In knitting, I am plugging away on the drop-stitch shrug from IK, but I spontaneously decided to try the One Skein Wonder with some Takhi Cotton Classic in black. I had two skeins left over from the Mud Flap Girl Tank (don't ask me how I miscalculated so badly), so I thought I would give Stephanie's shrug a whirl. I realized, though, that the pattern is written for heavy worsted. My Cotton Classic is really closer to DK weight. Oh, well, what did I have to lose, really? I knit it up on size 9 needles (the pattern calls for 8) so that I could make gauge, and well. It's kind of lacy. But still very cute! What a fun knit this was! (Apologies for the lack of detail in the picture. I would model it, but since I'm gifting it, I would rather not give it away with deodorant smudges in the armpits.)
I started it on Friday, worked on it a bit on Saturday, and then took it with me to Winedale, where we saw The Taming of the Shrew. Winedale is a lovely little complex of 19th century buildings owned by the University of Texas, and every summer, a group of students, sponsored by the English Department, put on a trio of Shakespeare plays in a barn that was built in 1894. We were only able to get seats in the back, so between looking down at my knitting, and craning my head around the posts to try and see the actors, it's a miracle I didn't get whiplash.

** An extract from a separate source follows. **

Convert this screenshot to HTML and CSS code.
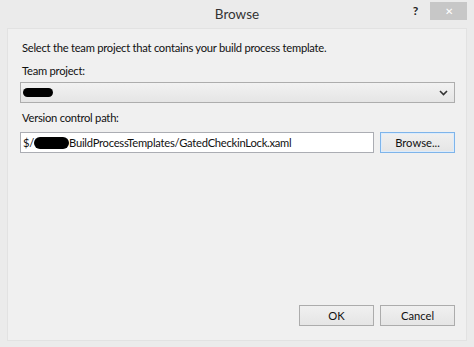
FILE: index.html
```html
<!DOCTYPE html>
<html lang="en">
<head>
    <meta charset="UTF-8">
    <title>Browse</title>
    <link rel="stylesheet" href="styles.css">
</head>
<body>
    <div class="window">
        <div class="titlebar">
            <span></span>
            <span class="title">Browse</span>
            <div class="controls">
                <span class="help">?</span>
                <span class="close">&#x2715;</span>
            </div>
        </div>

        <div class="panel">
            <p class="intro">Select the team project that contains your build process template.</p>

            <label class="label">Team project:</label>
            <div class="combo">
                <span class="redact redact-short"></span>
                <svg class="chevron" width="9" height="6" viewBox="0 0 9 6">
                    <path d="M1 1 L4.5 4.5 L8 1" fill="none" stroke="#333" stroke-width="1.6"/>
                </svg>
            </div>

            <label class="label">Version control path:</label>
            <div class="path-row">
                <div class="textbox">$/<span class="redact redact-path"></span>BuildProcessTemplates/GatedCheckinLock.xaml</div>
                <button class="btn btn-default">Browse...</button>
            </div>

            <div class="footer">
                <button class="btn">OK</button>
                <button class="btn">Cancel</button>
            </div>
        </div>
    </div>
</body>
</html>
```

FILE: styles.css
```css
body { margin: 0; background: #ebebeb; font-family: Lato, "Noto Sans", sans-serif; font-size: 11.2px; letter-spacing: -0.25px; line-height: 16px; color: #111; }
.window { width: 474px; height: 347px; display: flex; flex-direction: column; box-sizing: border-box; }

.titlebar { height: 28px; display: grid; grid-template-columns: 1fr auto 1fr; align-items: start; }
.title { font-size: 13.5px; letter-spacing: 0; color: #333; padding-top: 6px; }
.controls { display: flex; justify-content: flex-end; align-items: flex-start; padding-right: 7px; }
.help { font-weight: bold; font-size: 12px; color: #222; margin: 3px 12px 0 0; }
.close { width: 37px; height: 18px; margin-top: 2px; background: #c7c7c7; color: #fff; font-size: 10px; line-height: 18px; display: flex; align-items: center; justify-content: center; }

.panel { flex: 1; margin: 0 7px 6px 7px; background: #f0f0f0; border: 1px solid #e2e2e2; padding: 0 11px 0 12px; display: flex; flex-direction: column; }
.intro { margin: 11px 0 0 2px; }
.label { display: block; margin: 7px 0 0 2px; }

.combo { height: 19px; margin-top: 3px; border: 1px solid #adadad; background: linear-gradient(#f2f2f2, #e5e5e5); display: flex; align-items: center; justify-content: space-between; padding: 0 6px 0 2px; }
.chevron { display: block; }

.redact { display: inline-block; background: #000; border-radius: 5px; }
.redact-short { width: 30px; height: 9px; }
.redact-path { width: 35px; height: 12px; vertical-align: -2px; border-radius: 6px; }

.path-row { display: flex; gap: 6px; margin-top: 6px; }
.textbox { flex: 1; height: 19px; line-height: 19px; border: 1px solid #abadb3; background: #fff; padding: 0 2px; white-space: nowrap; overflow: hidden; }

.btn { width: 75px; height: 21px; padding: 0; font: inherit; color: #111; border: 1px solid #acacac; background: linear-gradient(#f0f0f0, #e5e5e5); }
.btn-default { border-color: #7eb4ea; box-shadow: inset 0 0 0 1px #dcecfc; }

.footer { margin-top: auto; margin-bottom: 14px; display: flex; justify-content: flex-end; gap: 6px; }
```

Here are the actors doing their pre-show warm-up, or prayer meeting, or whatever it is that they do to get psyched:
Anyway, the shrug got done, and I've decided to give it to my friend Alison, who is leaving this week on a grand adventure: she will be living in NYC for a year (or more) to write her dissertation. Can I tell you how jealous I am? I remind myself how poor I was while I lived there, and how crowded the subways were. But then. You know, you can always feed yourself for a couple of bucks with a slice or a hot dog, and walk to where you are going, and you will be in there in the magic and craziness of New York City. (Clearly, this diet is not recommended for those trying to control their high blood pressure. But if that's your problem, you probably shouldn't live in NY anyway.)